Daily Devotion - Thursday, February 25, 2016


6 On my bed I remember you; I think of you through the watches of the night. 7 Because you are my help, I sing in the shadow of your wings. 8 I cling to you; your right hand upholds me. - Psalm 63:6-8

If you've every suffered from insomnia, you know the pain of being mortally tired and not being able to sleep.  Not long ago, I found myself bone-weary but wide-eyed and sleepless in the middle of a Saturday night.  I read for a while, then I watched TV until nearly 3 AM. I knew then that my alarm was going to sound in two hours, and I was going to have to get up and get going.  

I started to pray at that point.  I thought about what I would be preaching later that morning.  I prayed brief, fleeting thought prayers over my family, friends and my church. I prayed that God would grant me rest, and at some point rest came, and I slept.  

As I read the lectionary Psalm for today, this moment came to mind when I passed over Psalm 63:6-8.  "On my bed I remember you; I think of you through the watches of the night."  I don't know why, but it comforted me to think of the ancient psalmist suffering from sleeplessness "through the watches of the night," which causes him to pray and to sing, and to cling to God.  

When the noise of the day has faded... When the world around you is quiet and dark... When there is nothing but your own thoughts in the silence...  It can sometimes be difficult to be at peace if there is turmoil, trials and tribulation happening all around you. Maybe the state of the world troubles your soul.  

Or perhaps you are going through hardship, or have a heavy decision weighing on you.  Maybe you just had an argument with your spouse and the presence of your anger and hard words is lying between you in the bed.  It could be that your financial woes have finally overtaken you and you can't shake the worry that you are feeling in the quiet and stillness of the night.  

I have had some of my most fervent and agonizing times of prayer during the night when everything is quiet and I feel alone and afraid.  There have been more than a few moments when I prayed that God would let me sleep and awaken with new eyes, a new heart and a restored spirit.  I have also actually prayed that God would let me awaken with miraculous resolution to all of the problems weighing on me in my sleeplessness. 
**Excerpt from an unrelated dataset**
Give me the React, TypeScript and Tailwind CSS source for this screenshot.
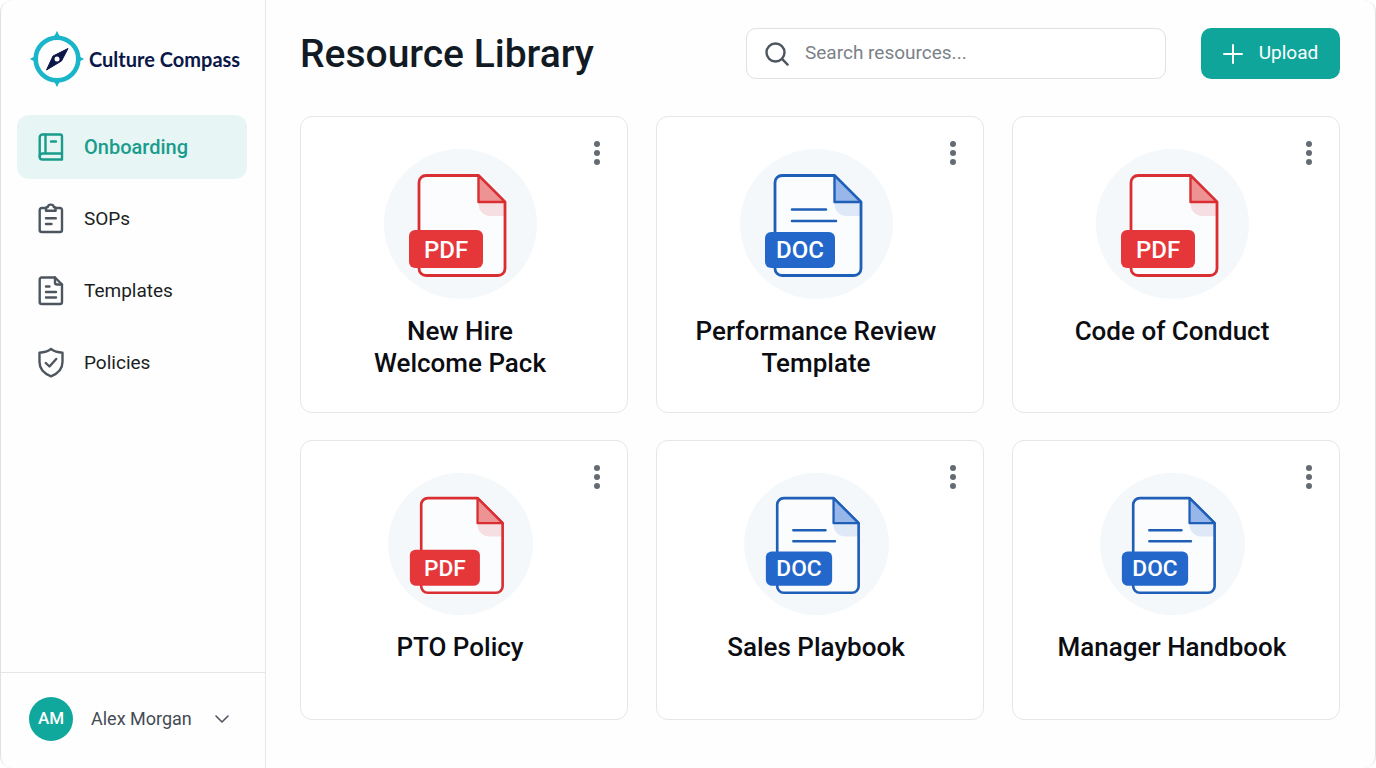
import { useState } from "react";

type FileType = "PDF" | "DOC";

const resources: { title: string; type: FileType }[] = [
  { title: "New Hire\nWelcome Pack", type: "PDF" },
  { title: "Performance Review\nTemplate", type: "DOC" },
  { title: "Code of Conduct", type: "PDF" },
  { title: "PTO Policy", type: "PDF" },
  { title: "Sales Playbook", type: "DOC" },
  { title: "Manager Handbook", type: "DOC" },
];

const iconProps = {
  width: 28,
  height: 32,
  viewBox: "0 0 28 32",
  fill: "none",
  stroke: "currentColor",
  strokeWidth: 2.4,
  strokeLinecap: "round" as const,
  strokeLinejoin: "round" as const,
  "aria-hidden": true,
};

function BookIcon() {
  return (
    <svg {...iconProps}>
      <path d="M5.5 3.5H23a2 2 0 0 1 2 2V28.500H5.500A2.800 2.800 0 0 1 2.700 25.700V6.300A2.800 2.800 0 0 1 5.500 3.500Z" />
      <path d="M8.500 3.500V22.500M2.700 25.500A3 3 0 0 1 5.700 22.500H25M14 10.500H19" />
    </svg>
  );
}

function ClipboardIcon() {
  return (
    <svg {...iconProps}>
      <path d="M9 5H4.700a2 2 0 0 0-2 2V27a2 2 0 0 0 2 2H23a2 2 0 0 0 2-2V7a2 2 0 0 0-2-2H18.500" />
      <path d="M9 5.500C9 4.500 9.700 4 10.800 4C11 2.600 12.200 1.600 13.800 1.600S16.600 2.600 16.800 4C17.900 4 18.600 4.500 18.600 5.500V7.800H9Z" />
      <path d="M9 15.300H18.800M9 21H14.500" />
    </svg>
  );
}

function DocumentIcon() {
  return (
    <svg {...iconProps}>
      <path d="M18 2.500H4.700a2 2 0 0 0-2 2V27a2 2 0 0 0 2 2H23a2 2 0 0 0 2-2V9.500Z" />
      <path d="M18 2.500V7.500a2 2 0 0 0 2 2H25M9 11.500H12.500M9 17H19M9 22.500H19" />
    </svg>
  );
}

function ShieldIcon() {
  return (
    <svg {...iconProps}>
      <path d="M14 2C17 4.300 21 5.500 25.500 5.700V15C25.500 22 21 26.500 14 29.300C7 26.500 2.500 22 2.500 15V5.700C7 5.500 11 4.300 14 2Z" />
      <path d="M8.800 16L12.500 19.500L19.200 12" />
    </svg>
  );
}

const navItems = [
  { label: "Onboarding", icon: BookIcon },
  { label: "SOPs", icon: ClipboardIcon },
  { label: "Templates", icon: DocumentIcon },
  { label: "Policies", icon: ShieldIcon },
];

function CompassLogo() {
  return (
    <svg className="w-14 h-14 shrink-0" viewBox="0 0 56 56" aria-hidden="true">
      <path
        fill="#1ab5c9"
        d="M28 0C29 1 29 3.500 32 6H24C27 3.500 27 1 28 0ZM28 56C29 55 29 52.500 32 50H24C27 52.500 27 55 28 56ZM1 28C2 29 4.500 29 6.500 32V24C4.500 27 2 27 1 28ZM55 28C54 29 51.500 29 49.500 32V24C51.500 27 54 27 55 28Z"
      />
      <circle cx="28" cy="28" r="21.300" fill="none" stroke="#1ab5c9" strokeWidth="4.600" />
      <path
        fill="#0a1747"
        stroke="#0a1747"
        strokeLinejoin="round"
        d="M39 17.500L32.500 30L17.500 39L24 25Z"
      />
      <circle cx="28" cy="28" r="2.500" fill="#fff" />
    </svg>
  );
}

function FileIllustration({ type, small }: { type: FileType; small: boolean }) {
  const isPdf = type === "PDF";
  const color = isPdf ? "#d92f33" : "#1f5fb8";
  const badge = isPdf ? "#e5373a" : "#2467cb";
  const fold = isPdf ? "#ee9393" : "#97b7ea";
  const shade = isPdf ? "#f6dfe2" : "#dfe8f6";
  const badgeX = small ? 23 : 25;
  const badgeWidth = isPdf ? 74 : 70;

  return (
    <svg
      className={small ? "w-[145px] h-[142px]" : "w-[153px] h-[150px]"}
      viewBox="0 0 153 150"
      role="img"
      aria-label={`${type} file`}
    >
      <ellipse cx="76.500" cy="75" rx="76.500" ry="75" fill="#f4f8fa" />
      <path
        d="M94.500 26.500H42a7 7 0 0 0-7 7V119.500a7 7 0 0 0 7 7H114a7 7 0 0 0 7-7V53Z"
        fill="#fafcfd"
      />
      <path d="M94.500 53V55a12 12 0 0 0 12 12H121V53Z" fill={shade} />
      <path
        d="M94.500 26.500H42a7 7 0 0 0-7 7V119.500a7 7 0 0 0 7 7H114a7 7 0 0 0 7-7V53Z"
        fill="none"
        stroke={color}
        strokeWidth="2.800"
        strokeLinejoin="round"
      />
      <path
        d="M94.500 26.500V53H121Z"
        fill={fold}
        stroke={color}
        strokeWidth="2.400"
        strokeLinejoin="round"
      />
      {!isPdf && (
        <path
          d="M52 60.500H86M52 72H96"
          stroke={color}
          strokeWidth="2.600"
          strokeLinecap="round"
        />
      )}
      <rect
        x={badgeX}
        y={isPdf ? 81 : 83}
        width={badgeWidth}
        height={isPdf ? 38 : 36}
        rx="6"
        fill={badge}
      />
      <text
        x={badgeX + badgeWidth / 2}
        y={109}
        textAnchor="middle"
        fill="#fff"
        fontFamily="Roboto, sans-serif"
        fontSize="24"
        fontWeight="500"
      >
        {type}
      </text>
    </svg>
  );
}

function ResourceCard({
  title,
  type,
  small,
}: {
  title: string;
  type: FileType;
  small: boolean;
}) {
  return (
    <article className="relative min-h-[280px] flex flex-col items-center bg-white border border-[#e4e6e8] rounded-xl pt-8 pb-[33px] pl-6 pr-8">
      <button
        type="button"
        aria-label={`Options for ${title}`}
        className="absolute top-5 right-4 w-7 h-8 flex flex-col items-center justify-center gap-[3px] text-[#646b72]"
      >
        <span className="w-1.5 h-1.5 rounded-full bg-current" />
        <span className="w-1.5 h-1.5 rounded-full bg-current" />
        <span className="w-1.5 h-1.5 rounded-full bg-current" />
      </button>

      <FileIllustration type={type} small={small} />

      <h2 className="mt-4 whitespace-pre-line text-center text-[26px] leading-8 font-medium text-[#0b0d12]">
        {title}
      </h2>
    </article>
  );
}

export default function App() {
  const [active, setActive] = useState("Onboarding");
  const [search, setSearch] = useState("");

  const visible = resources.filter((item) =>
    item.title.replace("\n", " ").toLowerCase().includes(search.toLowerCase())
  );

  return (
    <div className="min-h-screen flex bg-[#fefefe] border-x border-[#dfe1e3] rounded-xl font-[Roboto,sans-serif]">
      {/* SIDEBAR */}
      <aside className="w-[265px] shrink-0 flex flex-col border-r border-[#e4e6e8]">
        <a href="#" className="flex items-center gap-1 pl-7 pt-[31px]">
          <CompassLogo />
          <span className="whitespace-nowrap text-[20px] font-bold text-[#0a1747] font-[Lato,sans-serif]">
            Culture Compass
          </span>
        </a>

        <nav className="flex flex-col gap-2 pl-4 pt-7 pr-[18px]">
          {navItems.map(({ label, icon: Icon }) => (
            <a
              key={label}
              href="#"
              onClick={() => setActive(label)}
              className={
                active === label
                  ? "h-16 flex items-center gap-[19px] pl-5 rounded-xl text-[20px] font-medium bg-[#e7f6f5] text-[#1a9c8c]"
                  : "h-16 flex items-center gap-[19px] pl-5 rounded-xl text-[19px] text-[#1b1f24]"
              }
            >
              <span className={active === label ? "text-[#1a9c8c]" : "text-[#4d565f]"}>
                <Icon />
              </span>
              {label}
            </a>
          ))}
        </nav>

        {/* USER */}
        <button
          type="button"
          className="mt-auto h-24 flex items-center pl-7 pb-1 border-t border-[#e4e6e8] text-left"
        >
          <span className="w-11 h-11 flex items-center justify-center rounded-full bg-[#10a79d] text-white text-[17px] font-medium">
            AM
          </span>
          <span className="ml-[18px] text-[18px] text-[#434b54]">Alex Morgan</span>
          <svg
            className="ml-[22px] w-4 h-4"
            viewBox="0 0 16 16"
            fill="none"
            stroke="#4d565f"
            strokeWidth="1.600"
            strokeLinecap="round"
            strokeLinejoin="round"
            aria-hidden="true"
          >
            <path d="M2 5L8 11L14 5" />
          </svg>
        </button>
      </aside>

      {/* CONTENT */}
      <main className="flex-1 pt-7 pb-12 pl-[34px] pr-[35px]">
        <header className="flex items-center mb-[37px]">
          <h1 className="text-[39px] leading-[48px] font-medium text-[#121a24]">
            Resource Library
          </h1>

          <label className="ml-auto w-[420px] h-[51px] flex items-center gap-4 pl-[18px] pr-4 bg-white border border-[#dfe1e3] rounded-[10px]">
            <svg
              className="w-6 h-6 shrink-0"
              viewBox="0 0 24 24"
              fill="none"
              stroke="#4d565f"
              strokeWidth="2.400"
              strokeLinecap="round"
              aria-hidden="true"
            >
              <circle cx="10.500" cy="10.500" r="9" />
              <path d="M17.200 17.200L22.600 22.600" />
            </svg>
            <input
              type="text"
              aria-label="Search resources"
              placeholder="Search resources..."
              value={search}
              onChange={(e) => setSearch(e.target.value)}
              className="flex-1 min-w-0 bg-transparent outline-none text-[19px] text-[#1b1f24] placeholder:text-[#7b8187]"
            />
          </label>

          <button
            type="button"
            className="ml-[35px] w-[139px] h-[51px] flex items-center justify-center gap-4 rounded-[10px] bg-[#0fa59b] text-white text-[19px]"
          >
            <svg
              className="w-5 h-5"
              viewBox="0 0 20 20"
              stroke="currentColor"
              strokeWidth="2"
              strokeLinecap="round"
              aria-hidden="true"
            >
              <path d="M10 1V19M1 10H19" />
            </svg>
            Upload
          </button>
        </header>

        {/* CARDS */}
        <section className="grid grid-cols-3 gap-x-7 gap-y-[27px]">
          {visible.map((item, index) => (
            <ResourceCard
              key={item.title}
              title={item.title}
              type={item.type}
              small={index > 2}
            />
          ))}
        </section>
      </main>
    </div>
  );
}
"Because you are my help," the psalmist writes in Psalm 63, "I sing in the shadow of your wing.  I cling to you; your right hand upholds me."  There's a lot of mixed metaphors going on there, but I love them all.  I am not alone.  God is with me.  The darkness around me is the shadow of God's "wing" hovering over me to protect and guard.  God's "right hand" lifts me up.  I don't have to be afraid because I am not alone, and I am not at all helpless. 

May you wake this morning and every morning with a real sense of the presence of God in your life.  May you know in your heart that you have rested in the shadow of His wing, and will be held up today by His right hand.  And may the grace and peace of our Lord Jesus Christ be with you now and always.  Amen.